Available data:
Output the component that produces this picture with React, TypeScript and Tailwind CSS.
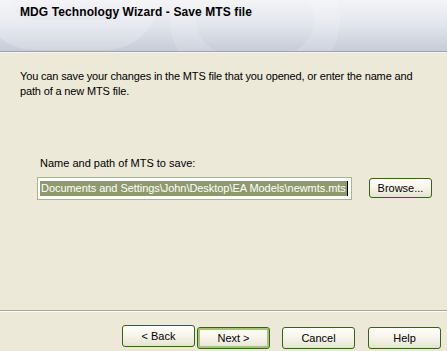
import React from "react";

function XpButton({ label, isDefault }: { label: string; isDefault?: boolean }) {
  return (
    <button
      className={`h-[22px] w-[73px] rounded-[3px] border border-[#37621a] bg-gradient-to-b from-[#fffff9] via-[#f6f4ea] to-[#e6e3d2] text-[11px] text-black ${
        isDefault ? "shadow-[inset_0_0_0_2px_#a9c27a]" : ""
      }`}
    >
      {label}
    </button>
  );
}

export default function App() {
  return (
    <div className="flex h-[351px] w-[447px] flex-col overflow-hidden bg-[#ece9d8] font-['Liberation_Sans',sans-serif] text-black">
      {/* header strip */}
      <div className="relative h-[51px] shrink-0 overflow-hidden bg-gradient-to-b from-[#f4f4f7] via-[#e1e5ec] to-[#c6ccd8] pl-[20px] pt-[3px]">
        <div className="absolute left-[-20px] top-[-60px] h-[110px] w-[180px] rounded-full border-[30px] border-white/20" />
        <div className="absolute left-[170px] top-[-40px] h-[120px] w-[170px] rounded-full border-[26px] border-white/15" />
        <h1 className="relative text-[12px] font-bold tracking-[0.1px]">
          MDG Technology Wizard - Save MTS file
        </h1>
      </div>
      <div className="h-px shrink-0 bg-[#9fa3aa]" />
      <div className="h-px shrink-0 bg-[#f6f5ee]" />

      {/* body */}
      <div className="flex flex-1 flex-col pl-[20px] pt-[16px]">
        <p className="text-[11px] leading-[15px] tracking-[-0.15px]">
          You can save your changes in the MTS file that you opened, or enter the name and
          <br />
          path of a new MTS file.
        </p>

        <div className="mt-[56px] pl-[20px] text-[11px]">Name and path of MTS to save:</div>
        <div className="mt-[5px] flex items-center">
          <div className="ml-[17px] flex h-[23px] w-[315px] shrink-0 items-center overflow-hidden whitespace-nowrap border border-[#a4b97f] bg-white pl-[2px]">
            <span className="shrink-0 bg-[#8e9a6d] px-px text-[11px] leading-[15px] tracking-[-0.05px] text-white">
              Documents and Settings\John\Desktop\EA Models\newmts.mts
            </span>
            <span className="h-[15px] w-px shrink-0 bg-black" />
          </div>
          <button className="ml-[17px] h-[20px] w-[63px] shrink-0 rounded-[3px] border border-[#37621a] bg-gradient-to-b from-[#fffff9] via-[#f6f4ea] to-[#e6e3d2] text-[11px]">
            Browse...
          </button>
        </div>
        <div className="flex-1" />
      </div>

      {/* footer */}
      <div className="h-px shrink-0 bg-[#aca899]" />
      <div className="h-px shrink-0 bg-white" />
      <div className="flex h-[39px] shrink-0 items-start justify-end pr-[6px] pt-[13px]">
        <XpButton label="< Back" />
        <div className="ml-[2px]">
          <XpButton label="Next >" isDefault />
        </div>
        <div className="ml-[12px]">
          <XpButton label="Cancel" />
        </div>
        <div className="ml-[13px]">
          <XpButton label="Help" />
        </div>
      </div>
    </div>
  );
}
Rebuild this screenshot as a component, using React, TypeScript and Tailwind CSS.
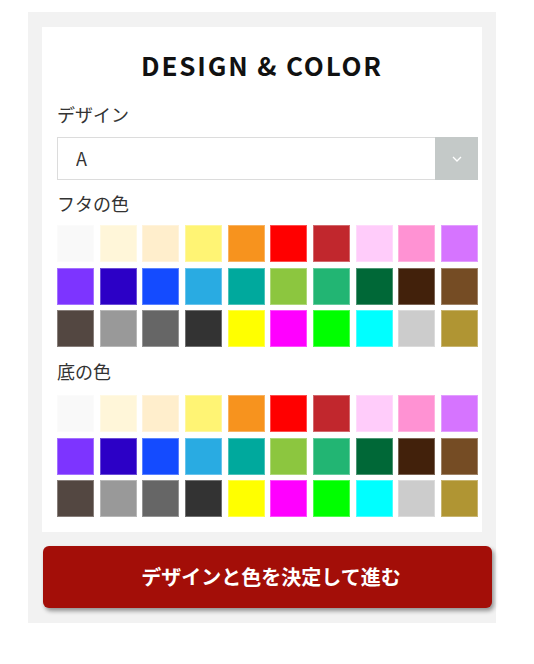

What the task asks: Are you able to set down all the lines above exactly, without any pictures?

Solution to this exercise:
Output the component that produces this picture with React, TypeScript and Tailwind CSS.
import React from "react";

function XpButton({ label, isDefault }: { label: string; isDefault?: boolean }) {
  return (
    <button
      className={`h-[22px] w-[73px] rounded-[3px] border border-[#37621a] bg-gradient-to-b from-[#fffff9] via-[#f6f4ea] to-[#e6e3d2] text-[11px] text-black ${
        isDefault ? "shadow-[inset_0_0_0_2px_#a9c27a]" : ""
      }`}
    >
      {label}
    </button>
  );
}

export default function App() {
  return (
    <div className="flex h-[351px] w-[447px] flex-col overflow-hidden bg-[#ece9d8] font-['Liberation_Sans',sans-serif] text-black">
      {/* header strip */}
      <div className="relative h-[51px] shrink-0 overflow-hidden bg-gradient-to-b from-[#f4f4f7] via-[#e1e5ec] to-[#c6ccd8] pl-[20px] pt-[3px]">
        <div className="absolute left-[-20px] top-[-60px] h-[110px] w-[180px] rounded-full border-[30px] border-white/20" />
        <div className="absolute left-[170px] top-[-40px] h-[120px] w-[170px] rounded-full border-[26px] border-white/15" />
        <h1 className="relative text-[12px] font-bold tracking-[0.1px]">
          MDG Technology Wizard - Save MTS file
        </h1>
      </div>
      <div className="h-px shrink-0 bg-[#9fa3aa]" />
      <div className="h-px shrink-0 bg-[#f6f5ee]" />

      {/* body */}
      <div className="flex flex-1 flex-col pl-[20px] pt-[16px]">
        <p className="text-[11px] leading-[15px] tracking-[-0.15px]">
          You can save your changes in the MTS file that you opened, or enter the name and
          <br />
          path of a new MTS file.
        </p>

        <div className="mt-[56px] pl-[20px] text-[11px]">Name and path of MTS to save:</div>
        <div className="mt-[5px] flex items-center">
          <div className="ml-[17px] flex h-[23px] w-[315px] shrink-0 items-center overflow-hidden whitespace-nowrap border border-[#a4b97f] bg-white pl-[2px]">
            <span className="shrink-0 bg-[#8e9a6d] px-px text-[11px] leading-[15px] tracking-[-0.05px] text-white">
              Documents and Settings\John\Desktop\EA Models\newmts.mts
            </span>
            <span className="h-[15px] w-px shrink-0 bg-black" />
          </div>
          <button className="ml-[17px] h-[20px] w-[63px] shrink-0 rounded-[3px] border border-[#37621a] bg-gradient-to-b from-[#fffff9] via-[#f6f4ea] to-[#e6e3d2] text-[11px]">
            Browse...
          </button>
        </div>
        <div className="flex-1" />
      </div>

      {/* footer */}
      <div className="h-px shrink-0 bg-[#aca899]" />
      <div className="h-px shrink-0 bg-white" />
      <div className="flex h-[39px] shrink-0 items-start justify-end pr-[6px] pt-[13px]">
        <XpButton label="< Back" />
        <div className="ml-[2px]">
          <XpButton label="Next >" isDefault />
        </div>
        <div className="ml-[12px]">
          <XpButton label="Cancel" />
        </div>
        <div className="ml-[13px]">
          <XpButton label="Help" />
        </div>
      </div>
    </div>
  );
}
Rebuild this screenshot as a component, using React, TypeScript and Tailwind CSS.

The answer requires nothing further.